WA Kartini Jalanan
Catatan Rizal Effendi
HARI Kamis ini, 21 April 2022 kita memperingati hari kelahiran Ibu Kartini, pahlawan emansipasi wanita Indonesia. Tahun ini kita memperingatinya dalam suasana bulan Ramadan, bulan yang penuh berkah bagi umat Islam. Kartini juga dari keluarga Muslim. Kartini yang nama lengkapnya Raden Ajeng Kartini Djojo Adhiningrat ternyata tidak saja memperjuangkan hak-hak kaum wanita, tetapi juga gigih dalam melaksanakan syiar Islam.
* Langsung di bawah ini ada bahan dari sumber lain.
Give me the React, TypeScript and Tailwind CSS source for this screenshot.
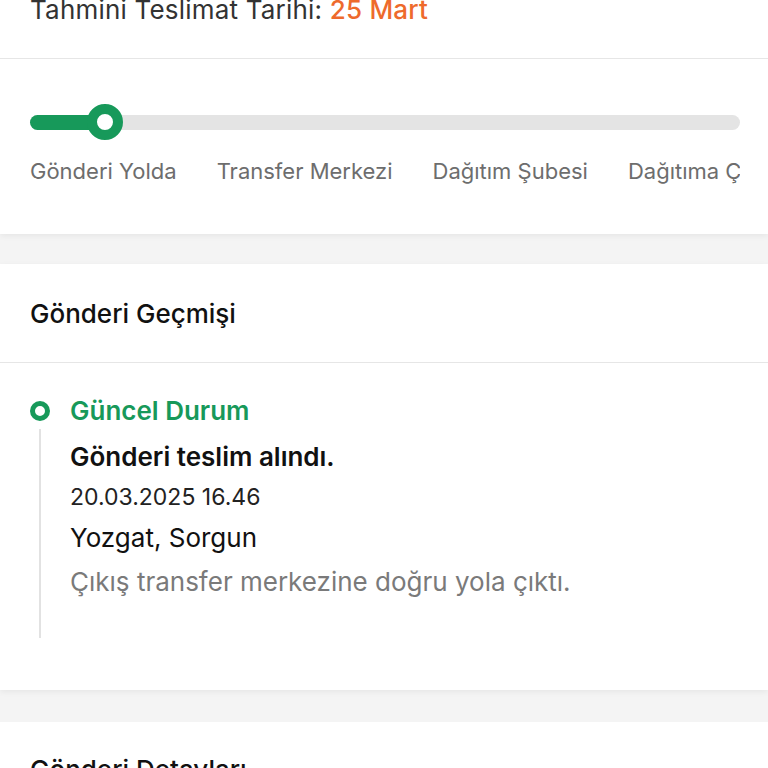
import React from "react";

const steps = ["Gönderi Yolda", "Transfer Merkezi", "Dağıtım Şubesi", "Dağıtıma Çıktı", "Teslim Edildi"];

function ProgressTrack() {
  return (
    <div className="relative h-[36px] flex items-center">
      <div className="w-full h-[15px] rounded-full bg-[#e4e4e4]" />
      <div className="absolute left-0 h-[15px] w-[80px] rounded-full bg-[#17995a]" />
      <div className="absolute left-[57px] w-[36px] h-[36px] rounded-full border-[10px] border-[#17995a] bg-white" />
    </div>
  );
}

export default function App() {
  return (
    <div className="w-[768px] h-[768px] overflow-hidden bg-[#f4f4f4] font-['Inter',sans-serif]">
      <div className="bg-white shadow-[0_2px_6px_rgba(0,0,0,0.06)]">
        <div className="h-[59px] px-[30px] flex items-start border-b border-[#e6e6e6]">
          <p className="-mt-[7px] text-[26px] leading-[34px] text-[#333] tracking-[0.2px]">
            Tahmini Teslimat Tarihi: <span className="text-[#ee6a2c] font-medium">25 Mart</span>
          </p>
        </div>
        <div className="pl-[30px] pr-[28px] pt-[45px] pb-[49px]">
          <ProgressTrack />
          <div className="mt-[17px] flex gap-[40px] overflow-hidden whitespace-nowrap text-[22px] leading-[28px] text-[#6d6d6d]">
            {steps.map((s) => (
              <span key={s}>{s}</span>
            ))}
          </div>
        </div>
      </div>

      <div className="mt-[30px] bg-white shadow-[0_2px_6px_rgba(0,0,0,0.06)]">
        <div className="h-[99px] px-[30px] flex items-center border-b border-[#e6e6e6]">
          <h2 className="text-[26px] font-medium text-[#111]">Gönderi Geçmişi</h2>
        </div>
        <div className="px-[30px] pt-[30px] pb-[52px]">
          <div className="flex items-center gap-[20px] h-[36px]">
            <div className="w-[20px] h-[20px] rounded-full border-[5px] border-[#17995a] bg-white" />
            <span className="text-[26px] leading-[36px] font-semibold text-[#17995a]">Güncel Durum</span>
          </div>
          <div className="ml-[9px] border-l-2 border-[#e2e2e2] pl-[29px] pt-[10px] pb-[38px]">
            <p className="text-[26px] font-semibold leading-[36px] text-[#111]">Gönderi teslim alındı.</p>
            <p className="mt-[4px] text-[23px] leading-[36px] text-[#222]">20.03.2025 16.46</p>
            <p className="mt-[5px] text-[26px] leading-[36px] text-[#111]">Yozgat, Sorgun</p>
            <p className="mt-[8px] text-[26px] leading-[36px] text-[#7a7a7a]">Çıkış transfer merkezine doğru yola çıktı.</p>
          </div>
        </div>
      </div>

      <div className="mt-[32px] bg-white">
        <div className="px-[30px] pt-[28px]">
          <h2 className="text-[26px] font-medium text-[#111]">Gönderi Detayları</h2>
        </div>
      </div>
    </div>
  );
}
“Agama harus menjaga kita daripada berbuat dosa, tetapi berapa banyaknya dosa diperbuat orang atas nama agama itu,” kata Kartini, yang dilahirkan di Jepara, Jawa Tengah pada tanggal 21 April 1879. Pemahaman yang mendalam soal agama sepertinya turun dari ibunya bernama MA Ngasirah, anak seorang kiai atau guru agama di Telukawur, Jepara. Sedang ayah Kartini, Raden Mas Sosroningrat, putra Pangeran Ario Tjondronegoro IV, seorang bangsawan yang menjabat sebagai bupati Jepara. Karena itu Kartini bisa mengenyam pendidikan di Europese Lagere School (ELS) dan sempat belajar bahasa Belanda.
Saat mendalami masalah agama, Kartini yang bersuamikan Kanjeng Raden Mas (KRM) Adipati Singgih Djojo Adiningrat juga mempertanyakan mengapa laki-laki dapat berpoligami. Dan menga pa Kitab Suci itu harus dibaca dan dihapal tanpa perlu kewajiban untuk memahaminya.
Sepanjang perjuangannya, Kartini terkenal dengan kumpulan surat-suratnya yang ditujukan kepada sahabat penanya, yang kemudian disusun oleh Mr JH Abendanon, direktur Departemen Pendidikan Agama dan Kerajinan Pemerintah Hindia Belanda menjadi sebuah buku berjudul Door Duisternis tot Licht, Gedachten van RA Kartini. Kemudian buku itu diterjemahkan oleh Armijn Pane dengan judul Habis Gelap Terbitlah Terang.
Setidaknya ada tiga surat Kartini yang mengumandangkan syiar Islam. Ketika dia mengirim surat kepada Ny van Kol, 21 Juli 1902, Kartini menulis seperti ini: “Moga-moga kami mendapat rahmat, dapat bekerja membuat agama lain memandang agama Islam patut disukai.”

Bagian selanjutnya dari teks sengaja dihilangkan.